What the exercise asks:
Where a line below holds the string "this", copy that line.

============================================================

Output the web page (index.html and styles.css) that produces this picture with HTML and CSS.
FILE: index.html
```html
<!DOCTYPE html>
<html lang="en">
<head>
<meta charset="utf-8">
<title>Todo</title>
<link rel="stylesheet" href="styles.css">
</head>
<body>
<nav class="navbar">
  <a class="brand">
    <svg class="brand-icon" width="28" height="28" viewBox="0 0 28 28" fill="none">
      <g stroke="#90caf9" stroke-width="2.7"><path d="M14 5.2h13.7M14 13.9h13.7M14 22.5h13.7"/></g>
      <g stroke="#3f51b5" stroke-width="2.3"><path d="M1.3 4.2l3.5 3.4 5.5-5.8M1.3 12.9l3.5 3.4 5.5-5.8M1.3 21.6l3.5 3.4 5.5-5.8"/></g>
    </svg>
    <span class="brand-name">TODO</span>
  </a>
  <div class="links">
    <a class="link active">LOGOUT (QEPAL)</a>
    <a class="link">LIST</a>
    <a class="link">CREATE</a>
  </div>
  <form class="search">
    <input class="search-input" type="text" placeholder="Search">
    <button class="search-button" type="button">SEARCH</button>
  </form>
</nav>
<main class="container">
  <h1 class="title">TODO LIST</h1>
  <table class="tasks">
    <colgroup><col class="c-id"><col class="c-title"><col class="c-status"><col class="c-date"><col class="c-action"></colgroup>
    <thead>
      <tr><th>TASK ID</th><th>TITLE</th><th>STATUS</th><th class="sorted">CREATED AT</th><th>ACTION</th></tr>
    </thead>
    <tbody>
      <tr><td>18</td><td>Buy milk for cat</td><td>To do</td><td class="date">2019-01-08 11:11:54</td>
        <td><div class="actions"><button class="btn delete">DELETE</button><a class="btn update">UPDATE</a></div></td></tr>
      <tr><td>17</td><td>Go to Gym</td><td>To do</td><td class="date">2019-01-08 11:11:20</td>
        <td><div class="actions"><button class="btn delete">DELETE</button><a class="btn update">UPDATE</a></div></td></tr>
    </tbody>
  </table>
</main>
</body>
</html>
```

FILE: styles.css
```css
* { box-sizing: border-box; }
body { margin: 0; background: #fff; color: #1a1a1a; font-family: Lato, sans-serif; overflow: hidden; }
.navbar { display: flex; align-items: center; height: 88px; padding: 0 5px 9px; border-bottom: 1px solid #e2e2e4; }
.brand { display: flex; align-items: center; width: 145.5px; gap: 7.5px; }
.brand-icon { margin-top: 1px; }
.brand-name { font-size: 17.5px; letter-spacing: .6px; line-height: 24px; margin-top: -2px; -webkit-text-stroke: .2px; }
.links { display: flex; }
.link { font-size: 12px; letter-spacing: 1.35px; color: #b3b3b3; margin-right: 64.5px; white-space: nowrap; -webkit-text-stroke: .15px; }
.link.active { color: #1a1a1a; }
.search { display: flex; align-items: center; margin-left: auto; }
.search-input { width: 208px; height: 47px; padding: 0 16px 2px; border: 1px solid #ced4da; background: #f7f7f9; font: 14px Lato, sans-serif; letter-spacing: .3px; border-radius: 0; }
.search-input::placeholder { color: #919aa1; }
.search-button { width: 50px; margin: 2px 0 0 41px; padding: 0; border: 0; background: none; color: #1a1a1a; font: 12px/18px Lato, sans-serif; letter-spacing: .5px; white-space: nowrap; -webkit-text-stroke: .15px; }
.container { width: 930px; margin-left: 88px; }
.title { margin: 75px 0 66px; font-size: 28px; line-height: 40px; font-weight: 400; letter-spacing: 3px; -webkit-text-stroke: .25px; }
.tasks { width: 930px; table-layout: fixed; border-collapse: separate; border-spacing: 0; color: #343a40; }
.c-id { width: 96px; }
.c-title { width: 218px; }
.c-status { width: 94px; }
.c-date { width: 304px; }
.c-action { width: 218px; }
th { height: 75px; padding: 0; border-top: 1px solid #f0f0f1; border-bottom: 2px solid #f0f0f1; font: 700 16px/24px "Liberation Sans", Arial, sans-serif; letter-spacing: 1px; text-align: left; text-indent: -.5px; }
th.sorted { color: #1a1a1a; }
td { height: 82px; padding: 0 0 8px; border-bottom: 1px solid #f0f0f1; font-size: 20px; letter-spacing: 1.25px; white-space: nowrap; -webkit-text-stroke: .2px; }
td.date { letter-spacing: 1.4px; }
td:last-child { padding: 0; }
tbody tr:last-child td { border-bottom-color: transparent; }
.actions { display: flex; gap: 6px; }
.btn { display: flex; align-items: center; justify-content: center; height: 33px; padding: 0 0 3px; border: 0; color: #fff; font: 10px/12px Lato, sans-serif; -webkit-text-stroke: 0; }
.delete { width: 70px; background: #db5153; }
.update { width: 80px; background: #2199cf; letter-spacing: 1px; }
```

============================================================

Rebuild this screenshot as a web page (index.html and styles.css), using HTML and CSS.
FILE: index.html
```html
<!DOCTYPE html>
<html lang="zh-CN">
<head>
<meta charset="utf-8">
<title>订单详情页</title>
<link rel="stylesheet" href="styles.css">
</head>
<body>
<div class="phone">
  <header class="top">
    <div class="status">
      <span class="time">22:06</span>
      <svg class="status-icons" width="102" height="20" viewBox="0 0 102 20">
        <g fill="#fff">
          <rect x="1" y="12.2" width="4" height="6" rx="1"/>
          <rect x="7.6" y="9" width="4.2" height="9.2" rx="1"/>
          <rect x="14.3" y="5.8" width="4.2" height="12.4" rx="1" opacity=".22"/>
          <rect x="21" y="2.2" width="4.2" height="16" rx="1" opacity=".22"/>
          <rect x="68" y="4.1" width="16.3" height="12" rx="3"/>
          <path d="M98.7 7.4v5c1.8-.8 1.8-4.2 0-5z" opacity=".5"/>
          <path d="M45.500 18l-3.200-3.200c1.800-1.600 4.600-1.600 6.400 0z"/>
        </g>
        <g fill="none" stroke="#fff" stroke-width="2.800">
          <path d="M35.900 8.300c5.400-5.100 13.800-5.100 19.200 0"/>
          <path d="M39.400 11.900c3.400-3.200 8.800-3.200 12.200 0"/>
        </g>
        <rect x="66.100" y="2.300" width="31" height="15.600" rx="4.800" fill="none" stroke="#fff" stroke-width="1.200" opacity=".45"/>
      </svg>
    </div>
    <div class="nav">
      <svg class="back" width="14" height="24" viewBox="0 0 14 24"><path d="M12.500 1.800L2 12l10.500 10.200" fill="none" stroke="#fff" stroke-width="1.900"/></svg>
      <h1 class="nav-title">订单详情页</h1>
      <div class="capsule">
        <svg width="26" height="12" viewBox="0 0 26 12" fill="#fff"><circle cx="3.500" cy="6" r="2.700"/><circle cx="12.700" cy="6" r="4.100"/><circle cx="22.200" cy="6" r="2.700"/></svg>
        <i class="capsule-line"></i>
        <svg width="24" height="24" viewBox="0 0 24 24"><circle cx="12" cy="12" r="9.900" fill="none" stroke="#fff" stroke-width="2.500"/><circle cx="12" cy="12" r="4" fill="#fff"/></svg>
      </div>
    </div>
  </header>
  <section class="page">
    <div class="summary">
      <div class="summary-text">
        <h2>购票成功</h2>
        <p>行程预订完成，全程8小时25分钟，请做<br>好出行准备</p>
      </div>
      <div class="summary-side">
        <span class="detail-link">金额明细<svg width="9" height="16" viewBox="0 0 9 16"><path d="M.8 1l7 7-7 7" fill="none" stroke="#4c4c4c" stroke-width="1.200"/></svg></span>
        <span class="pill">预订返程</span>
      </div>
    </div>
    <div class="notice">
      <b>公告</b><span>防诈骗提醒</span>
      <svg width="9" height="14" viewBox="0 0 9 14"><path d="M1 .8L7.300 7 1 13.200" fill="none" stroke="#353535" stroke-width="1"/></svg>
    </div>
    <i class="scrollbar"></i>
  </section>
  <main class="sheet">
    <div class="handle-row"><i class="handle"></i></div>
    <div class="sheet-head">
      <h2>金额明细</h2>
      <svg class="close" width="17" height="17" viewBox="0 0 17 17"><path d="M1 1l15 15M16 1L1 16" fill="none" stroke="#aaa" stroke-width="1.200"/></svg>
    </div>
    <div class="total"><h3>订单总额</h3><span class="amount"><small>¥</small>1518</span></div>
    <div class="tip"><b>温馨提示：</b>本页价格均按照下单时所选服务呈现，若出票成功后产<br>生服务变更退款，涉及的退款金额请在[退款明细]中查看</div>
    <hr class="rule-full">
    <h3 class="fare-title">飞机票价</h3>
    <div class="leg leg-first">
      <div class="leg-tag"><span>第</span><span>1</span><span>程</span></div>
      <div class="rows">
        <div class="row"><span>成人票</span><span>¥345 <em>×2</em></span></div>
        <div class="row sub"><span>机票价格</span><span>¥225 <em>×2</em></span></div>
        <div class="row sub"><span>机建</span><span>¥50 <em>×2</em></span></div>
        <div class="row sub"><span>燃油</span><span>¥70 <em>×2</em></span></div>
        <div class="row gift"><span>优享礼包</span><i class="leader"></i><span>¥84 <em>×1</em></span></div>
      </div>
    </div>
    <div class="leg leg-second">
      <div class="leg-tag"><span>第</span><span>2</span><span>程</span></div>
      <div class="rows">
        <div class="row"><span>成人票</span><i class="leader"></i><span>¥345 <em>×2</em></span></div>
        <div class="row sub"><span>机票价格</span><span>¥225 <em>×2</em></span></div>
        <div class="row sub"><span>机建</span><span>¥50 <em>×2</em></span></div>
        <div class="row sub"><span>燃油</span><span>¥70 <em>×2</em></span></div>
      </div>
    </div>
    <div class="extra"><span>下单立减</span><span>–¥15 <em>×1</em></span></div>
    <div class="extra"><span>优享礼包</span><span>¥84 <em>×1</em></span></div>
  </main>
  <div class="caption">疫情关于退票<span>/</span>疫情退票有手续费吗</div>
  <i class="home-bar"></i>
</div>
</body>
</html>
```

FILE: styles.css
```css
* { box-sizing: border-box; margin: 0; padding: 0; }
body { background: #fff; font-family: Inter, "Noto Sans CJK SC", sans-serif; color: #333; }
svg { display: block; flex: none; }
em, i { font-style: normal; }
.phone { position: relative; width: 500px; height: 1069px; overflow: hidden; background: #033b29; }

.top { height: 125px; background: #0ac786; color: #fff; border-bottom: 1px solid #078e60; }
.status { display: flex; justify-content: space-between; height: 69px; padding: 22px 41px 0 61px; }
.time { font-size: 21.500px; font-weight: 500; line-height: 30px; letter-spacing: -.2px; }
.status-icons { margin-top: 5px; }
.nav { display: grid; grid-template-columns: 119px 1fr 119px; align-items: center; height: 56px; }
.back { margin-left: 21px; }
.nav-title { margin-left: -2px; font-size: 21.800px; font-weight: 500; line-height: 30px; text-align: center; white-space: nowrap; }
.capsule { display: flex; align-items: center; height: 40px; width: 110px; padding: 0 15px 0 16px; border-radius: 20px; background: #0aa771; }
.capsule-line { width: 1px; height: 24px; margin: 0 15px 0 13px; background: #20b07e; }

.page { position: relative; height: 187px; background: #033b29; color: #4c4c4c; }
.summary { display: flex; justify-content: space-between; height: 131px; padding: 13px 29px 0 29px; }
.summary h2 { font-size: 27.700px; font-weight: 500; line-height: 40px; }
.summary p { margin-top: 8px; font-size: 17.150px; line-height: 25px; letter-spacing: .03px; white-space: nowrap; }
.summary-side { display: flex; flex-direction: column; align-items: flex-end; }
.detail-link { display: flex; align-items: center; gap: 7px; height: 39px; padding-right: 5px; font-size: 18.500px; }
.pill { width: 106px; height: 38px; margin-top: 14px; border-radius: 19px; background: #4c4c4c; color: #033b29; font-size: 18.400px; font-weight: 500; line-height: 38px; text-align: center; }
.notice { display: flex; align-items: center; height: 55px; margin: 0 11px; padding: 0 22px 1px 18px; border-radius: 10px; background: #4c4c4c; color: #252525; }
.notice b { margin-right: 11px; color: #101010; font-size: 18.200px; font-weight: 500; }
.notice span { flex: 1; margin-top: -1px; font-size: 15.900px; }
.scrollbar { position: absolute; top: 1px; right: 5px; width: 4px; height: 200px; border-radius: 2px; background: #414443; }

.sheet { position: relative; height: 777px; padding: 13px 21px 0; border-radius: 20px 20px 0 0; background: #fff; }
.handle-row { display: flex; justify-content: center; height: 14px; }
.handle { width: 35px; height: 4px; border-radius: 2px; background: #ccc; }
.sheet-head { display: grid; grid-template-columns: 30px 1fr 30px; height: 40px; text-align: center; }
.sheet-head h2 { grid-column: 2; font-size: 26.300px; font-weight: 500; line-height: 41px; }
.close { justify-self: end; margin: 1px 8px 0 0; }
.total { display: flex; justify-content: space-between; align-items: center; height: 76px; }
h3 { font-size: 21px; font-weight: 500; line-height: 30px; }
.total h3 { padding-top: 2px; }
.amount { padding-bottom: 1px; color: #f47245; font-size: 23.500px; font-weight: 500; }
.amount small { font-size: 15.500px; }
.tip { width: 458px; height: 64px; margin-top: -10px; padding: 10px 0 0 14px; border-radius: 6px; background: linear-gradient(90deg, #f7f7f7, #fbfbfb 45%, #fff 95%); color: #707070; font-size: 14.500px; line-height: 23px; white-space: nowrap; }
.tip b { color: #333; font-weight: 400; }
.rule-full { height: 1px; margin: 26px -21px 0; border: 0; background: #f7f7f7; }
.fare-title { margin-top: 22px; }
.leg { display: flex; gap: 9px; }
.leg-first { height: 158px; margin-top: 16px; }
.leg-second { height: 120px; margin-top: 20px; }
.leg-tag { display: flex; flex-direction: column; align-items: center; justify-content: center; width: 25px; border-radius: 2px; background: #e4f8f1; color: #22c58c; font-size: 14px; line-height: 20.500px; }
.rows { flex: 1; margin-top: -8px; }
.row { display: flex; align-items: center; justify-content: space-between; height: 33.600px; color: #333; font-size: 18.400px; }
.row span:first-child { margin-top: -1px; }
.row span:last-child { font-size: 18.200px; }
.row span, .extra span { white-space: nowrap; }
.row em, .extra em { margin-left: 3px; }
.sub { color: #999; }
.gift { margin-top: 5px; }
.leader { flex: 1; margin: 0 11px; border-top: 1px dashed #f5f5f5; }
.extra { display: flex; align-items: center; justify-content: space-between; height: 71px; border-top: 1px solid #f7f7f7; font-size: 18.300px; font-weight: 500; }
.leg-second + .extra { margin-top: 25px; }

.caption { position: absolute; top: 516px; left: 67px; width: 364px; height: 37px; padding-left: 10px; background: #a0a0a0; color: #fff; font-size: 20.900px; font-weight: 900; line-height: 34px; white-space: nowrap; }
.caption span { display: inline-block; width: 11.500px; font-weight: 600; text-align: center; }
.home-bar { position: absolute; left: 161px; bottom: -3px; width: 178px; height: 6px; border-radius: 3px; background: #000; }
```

============================================================

Answer to the task:
Output the web page (index.html and styles.css) that produces this picture with HTML and CSS.
Rebuild this screenshot as a web page (index.html and styles.css), using HTML and CSS.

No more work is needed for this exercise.